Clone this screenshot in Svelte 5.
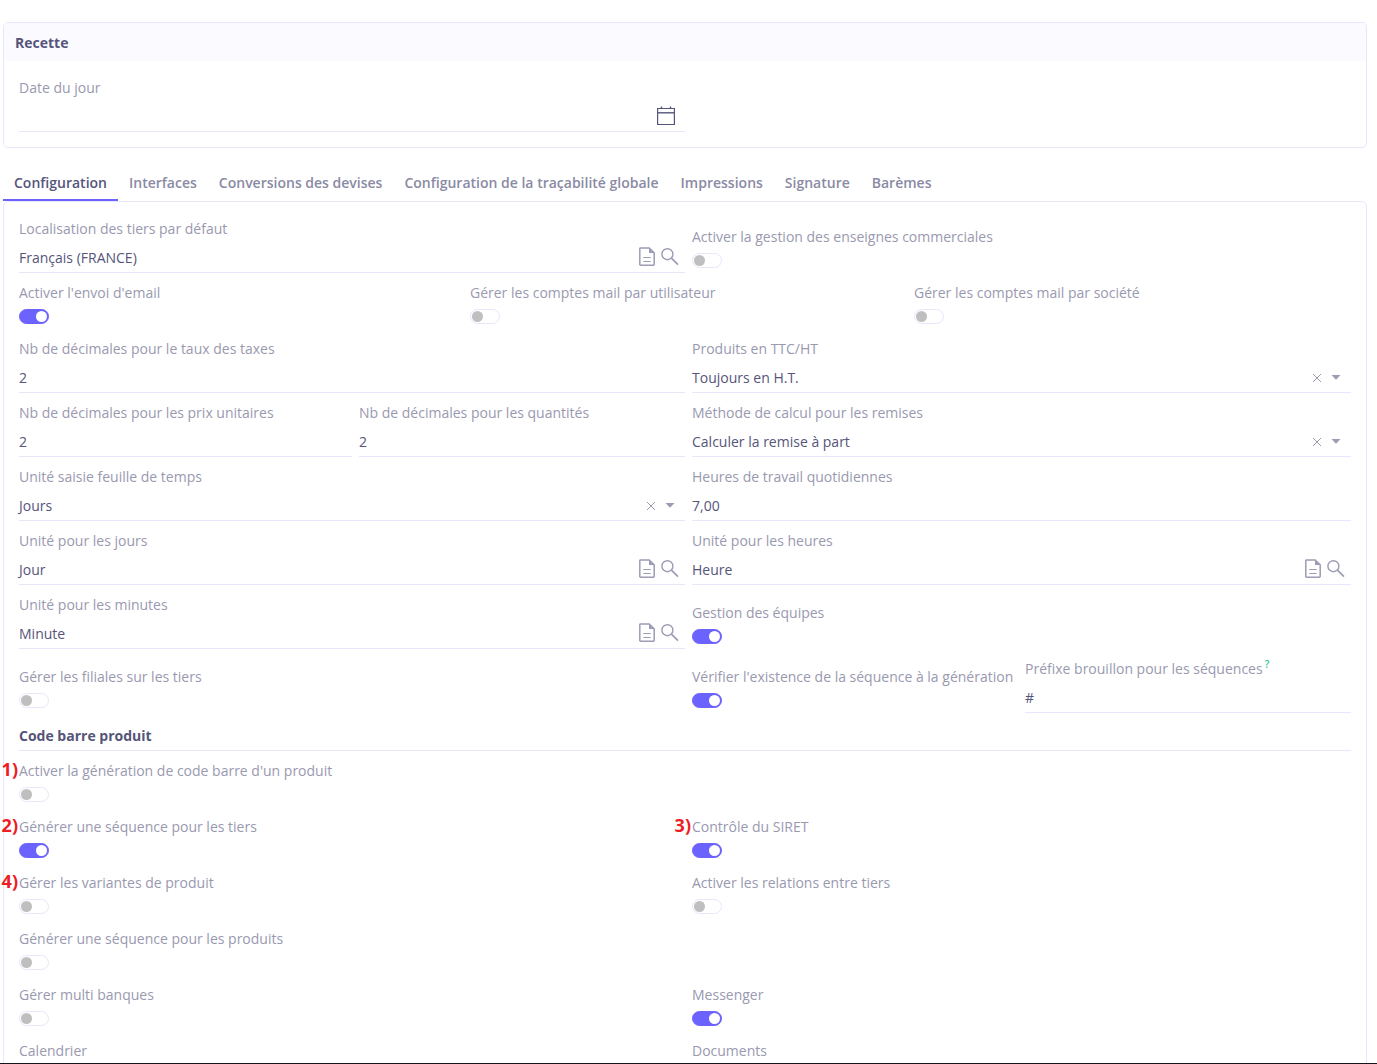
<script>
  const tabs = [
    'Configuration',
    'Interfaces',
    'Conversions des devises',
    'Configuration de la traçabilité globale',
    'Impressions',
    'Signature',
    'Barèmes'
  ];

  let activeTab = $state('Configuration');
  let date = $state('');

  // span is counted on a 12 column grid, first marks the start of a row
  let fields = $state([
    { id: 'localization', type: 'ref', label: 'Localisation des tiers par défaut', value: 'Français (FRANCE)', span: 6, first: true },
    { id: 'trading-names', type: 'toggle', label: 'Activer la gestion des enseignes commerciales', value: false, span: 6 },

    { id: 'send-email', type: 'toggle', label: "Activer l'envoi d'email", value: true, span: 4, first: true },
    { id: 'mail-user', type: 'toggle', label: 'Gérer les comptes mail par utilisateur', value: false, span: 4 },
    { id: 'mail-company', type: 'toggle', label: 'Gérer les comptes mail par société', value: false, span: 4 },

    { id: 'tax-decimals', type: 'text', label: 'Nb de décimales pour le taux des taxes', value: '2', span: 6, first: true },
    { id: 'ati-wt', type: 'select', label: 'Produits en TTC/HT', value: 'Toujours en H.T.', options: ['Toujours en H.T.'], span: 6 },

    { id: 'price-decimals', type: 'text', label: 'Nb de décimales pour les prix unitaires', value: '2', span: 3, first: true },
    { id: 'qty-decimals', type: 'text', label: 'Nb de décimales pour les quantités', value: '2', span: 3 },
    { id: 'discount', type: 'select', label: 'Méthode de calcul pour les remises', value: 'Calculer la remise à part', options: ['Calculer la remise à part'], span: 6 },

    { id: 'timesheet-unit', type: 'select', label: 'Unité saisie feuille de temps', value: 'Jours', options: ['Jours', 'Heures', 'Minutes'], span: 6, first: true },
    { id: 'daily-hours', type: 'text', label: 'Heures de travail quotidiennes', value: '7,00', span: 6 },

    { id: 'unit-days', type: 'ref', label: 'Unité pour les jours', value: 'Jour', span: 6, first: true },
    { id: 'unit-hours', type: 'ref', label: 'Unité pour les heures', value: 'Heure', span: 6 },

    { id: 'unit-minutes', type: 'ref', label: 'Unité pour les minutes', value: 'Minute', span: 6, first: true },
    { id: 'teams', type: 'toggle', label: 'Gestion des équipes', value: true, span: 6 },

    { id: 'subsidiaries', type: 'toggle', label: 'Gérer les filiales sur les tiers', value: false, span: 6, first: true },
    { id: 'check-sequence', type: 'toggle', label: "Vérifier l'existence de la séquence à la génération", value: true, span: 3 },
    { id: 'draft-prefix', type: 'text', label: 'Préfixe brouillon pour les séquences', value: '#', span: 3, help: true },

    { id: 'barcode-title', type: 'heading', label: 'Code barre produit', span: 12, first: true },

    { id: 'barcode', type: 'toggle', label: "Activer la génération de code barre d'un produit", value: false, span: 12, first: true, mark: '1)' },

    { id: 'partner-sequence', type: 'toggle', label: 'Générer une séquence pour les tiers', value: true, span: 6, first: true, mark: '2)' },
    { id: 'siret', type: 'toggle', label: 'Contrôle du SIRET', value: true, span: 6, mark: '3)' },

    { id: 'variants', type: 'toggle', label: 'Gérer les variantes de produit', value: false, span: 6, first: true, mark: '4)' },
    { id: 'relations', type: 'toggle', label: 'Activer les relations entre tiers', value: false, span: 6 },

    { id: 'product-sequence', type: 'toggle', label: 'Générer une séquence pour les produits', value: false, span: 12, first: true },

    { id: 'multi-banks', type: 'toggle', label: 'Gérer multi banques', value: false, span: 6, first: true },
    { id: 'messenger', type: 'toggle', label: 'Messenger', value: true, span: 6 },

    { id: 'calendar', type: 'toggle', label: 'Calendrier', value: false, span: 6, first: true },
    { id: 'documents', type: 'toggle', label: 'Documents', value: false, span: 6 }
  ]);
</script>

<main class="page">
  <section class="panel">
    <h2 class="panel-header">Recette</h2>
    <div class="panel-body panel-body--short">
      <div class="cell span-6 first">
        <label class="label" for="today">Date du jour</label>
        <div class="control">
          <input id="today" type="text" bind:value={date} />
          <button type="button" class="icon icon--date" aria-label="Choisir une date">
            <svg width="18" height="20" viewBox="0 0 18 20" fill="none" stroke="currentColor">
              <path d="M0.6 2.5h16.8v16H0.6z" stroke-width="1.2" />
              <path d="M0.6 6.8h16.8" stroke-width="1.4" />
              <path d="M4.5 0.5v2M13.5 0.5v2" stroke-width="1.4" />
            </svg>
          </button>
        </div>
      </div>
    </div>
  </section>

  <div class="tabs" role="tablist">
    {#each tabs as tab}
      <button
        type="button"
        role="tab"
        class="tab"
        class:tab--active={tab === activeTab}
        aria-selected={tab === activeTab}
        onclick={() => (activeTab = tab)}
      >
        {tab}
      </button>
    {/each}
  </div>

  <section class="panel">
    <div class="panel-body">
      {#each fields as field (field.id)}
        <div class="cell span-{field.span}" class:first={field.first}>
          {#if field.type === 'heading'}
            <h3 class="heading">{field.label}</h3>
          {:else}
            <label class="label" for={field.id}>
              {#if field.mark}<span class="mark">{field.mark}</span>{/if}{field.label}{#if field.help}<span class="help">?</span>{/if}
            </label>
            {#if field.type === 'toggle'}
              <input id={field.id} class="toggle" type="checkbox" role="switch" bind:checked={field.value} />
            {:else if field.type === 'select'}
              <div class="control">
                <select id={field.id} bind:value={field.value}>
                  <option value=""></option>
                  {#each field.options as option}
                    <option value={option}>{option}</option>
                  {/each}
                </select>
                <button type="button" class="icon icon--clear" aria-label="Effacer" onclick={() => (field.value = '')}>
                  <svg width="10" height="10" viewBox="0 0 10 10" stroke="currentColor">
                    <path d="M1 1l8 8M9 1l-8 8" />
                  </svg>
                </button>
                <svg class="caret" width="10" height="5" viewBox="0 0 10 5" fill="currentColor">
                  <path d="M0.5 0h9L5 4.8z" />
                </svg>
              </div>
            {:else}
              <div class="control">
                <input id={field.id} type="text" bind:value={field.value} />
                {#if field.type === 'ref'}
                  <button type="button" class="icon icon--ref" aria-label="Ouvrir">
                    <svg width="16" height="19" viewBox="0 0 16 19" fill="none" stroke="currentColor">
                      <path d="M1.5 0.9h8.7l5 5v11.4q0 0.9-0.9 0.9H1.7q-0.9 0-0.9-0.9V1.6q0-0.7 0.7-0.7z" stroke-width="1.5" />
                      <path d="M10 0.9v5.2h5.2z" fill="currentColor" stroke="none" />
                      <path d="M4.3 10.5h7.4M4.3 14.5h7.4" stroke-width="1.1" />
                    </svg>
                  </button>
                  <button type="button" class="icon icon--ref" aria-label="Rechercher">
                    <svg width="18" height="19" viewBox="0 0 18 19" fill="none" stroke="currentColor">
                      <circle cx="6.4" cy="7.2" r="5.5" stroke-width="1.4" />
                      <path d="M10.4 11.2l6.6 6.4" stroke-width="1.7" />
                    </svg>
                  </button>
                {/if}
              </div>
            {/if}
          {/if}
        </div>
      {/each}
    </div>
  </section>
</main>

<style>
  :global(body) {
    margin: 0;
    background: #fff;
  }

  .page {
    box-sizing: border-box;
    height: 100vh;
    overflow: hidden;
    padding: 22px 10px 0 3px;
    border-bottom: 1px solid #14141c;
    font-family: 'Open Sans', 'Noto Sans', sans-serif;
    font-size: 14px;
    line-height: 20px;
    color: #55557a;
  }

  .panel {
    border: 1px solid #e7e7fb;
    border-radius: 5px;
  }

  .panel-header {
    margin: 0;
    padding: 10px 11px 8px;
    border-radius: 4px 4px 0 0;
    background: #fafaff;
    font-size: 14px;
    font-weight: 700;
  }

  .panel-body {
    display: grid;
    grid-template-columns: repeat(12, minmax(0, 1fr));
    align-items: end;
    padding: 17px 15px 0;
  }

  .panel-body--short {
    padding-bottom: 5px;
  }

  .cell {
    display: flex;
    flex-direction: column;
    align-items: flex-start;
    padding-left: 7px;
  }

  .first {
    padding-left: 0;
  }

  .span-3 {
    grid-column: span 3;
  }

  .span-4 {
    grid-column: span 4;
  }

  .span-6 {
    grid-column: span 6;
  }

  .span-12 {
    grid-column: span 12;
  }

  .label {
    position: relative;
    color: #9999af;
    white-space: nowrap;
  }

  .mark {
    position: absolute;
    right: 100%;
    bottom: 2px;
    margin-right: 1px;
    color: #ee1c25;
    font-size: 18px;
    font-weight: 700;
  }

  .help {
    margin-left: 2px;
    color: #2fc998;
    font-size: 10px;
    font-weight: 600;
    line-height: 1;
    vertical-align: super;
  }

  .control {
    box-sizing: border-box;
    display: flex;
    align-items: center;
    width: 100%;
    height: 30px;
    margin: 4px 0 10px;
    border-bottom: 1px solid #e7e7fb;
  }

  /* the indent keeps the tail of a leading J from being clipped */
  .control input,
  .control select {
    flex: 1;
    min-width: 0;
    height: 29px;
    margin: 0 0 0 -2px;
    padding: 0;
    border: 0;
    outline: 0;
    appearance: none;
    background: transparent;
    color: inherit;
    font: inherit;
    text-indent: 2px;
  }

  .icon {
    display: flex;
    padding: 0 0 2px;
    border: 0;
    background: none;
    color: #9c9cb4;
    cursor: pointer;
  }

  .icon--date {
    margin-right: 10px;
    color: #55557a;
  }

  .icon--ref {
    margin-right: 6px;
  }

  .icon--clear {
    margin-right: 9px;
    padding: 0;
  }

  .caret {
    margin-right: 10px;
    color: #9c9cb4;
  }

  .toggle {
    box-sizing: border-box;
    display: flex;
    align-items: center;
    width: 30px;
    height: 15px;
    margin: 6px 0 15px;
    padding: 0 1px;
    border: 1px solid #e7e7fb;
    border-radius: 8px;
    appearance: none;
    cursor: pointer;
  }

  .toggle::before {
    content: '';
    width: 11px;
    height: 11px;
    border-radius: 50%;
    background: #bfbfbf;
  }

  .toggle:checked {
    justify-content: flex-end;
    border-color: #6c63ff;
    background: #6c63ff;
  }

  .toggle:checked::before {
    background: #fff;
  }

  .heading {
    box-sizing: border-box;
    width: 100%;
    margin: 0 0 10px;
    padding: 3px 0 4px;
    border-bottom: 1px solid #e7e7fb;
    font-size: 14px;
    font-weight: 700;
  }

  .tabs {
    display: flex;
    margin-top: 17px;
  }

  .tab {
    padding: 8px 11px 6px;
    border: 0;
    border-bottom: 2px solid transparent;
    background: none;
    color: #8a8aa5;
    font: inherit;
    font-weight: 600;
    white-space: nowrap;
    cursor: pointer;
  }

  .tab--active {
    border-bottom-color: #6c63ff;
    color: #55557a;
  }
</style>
= = =
## STATED EXERCISE
Give again, word for word, every line from the top of the data through the line with "label: 'Activer la", both ends included, and exclude the pictures.

## TASK OUTPUT
Clone this screenshot in Svelte 5.
<script>
  const tabs = [
    'Configuration',
    'Interfaces',
    'Conversions des devises',
    'Configuration de la traçabilité globale',
    'Impressions',
    'Signature',
    'Barèmes'
  ];

  let activeTab = $state('Configuration');
  let date = $state('');

  // span is counted on a 12 column grid, first marks the start of a row
  let fields = $state([
    { id: 'localization', type: 'ref', label: 'Localisation des tiers par défaut', value: 'Français (FRANCE)', span: 6, first: true },
    { id: 'trading-names', type: 'toggle', label: 'Activer la gestion des enseignes commerciales', value: false, span: 6 },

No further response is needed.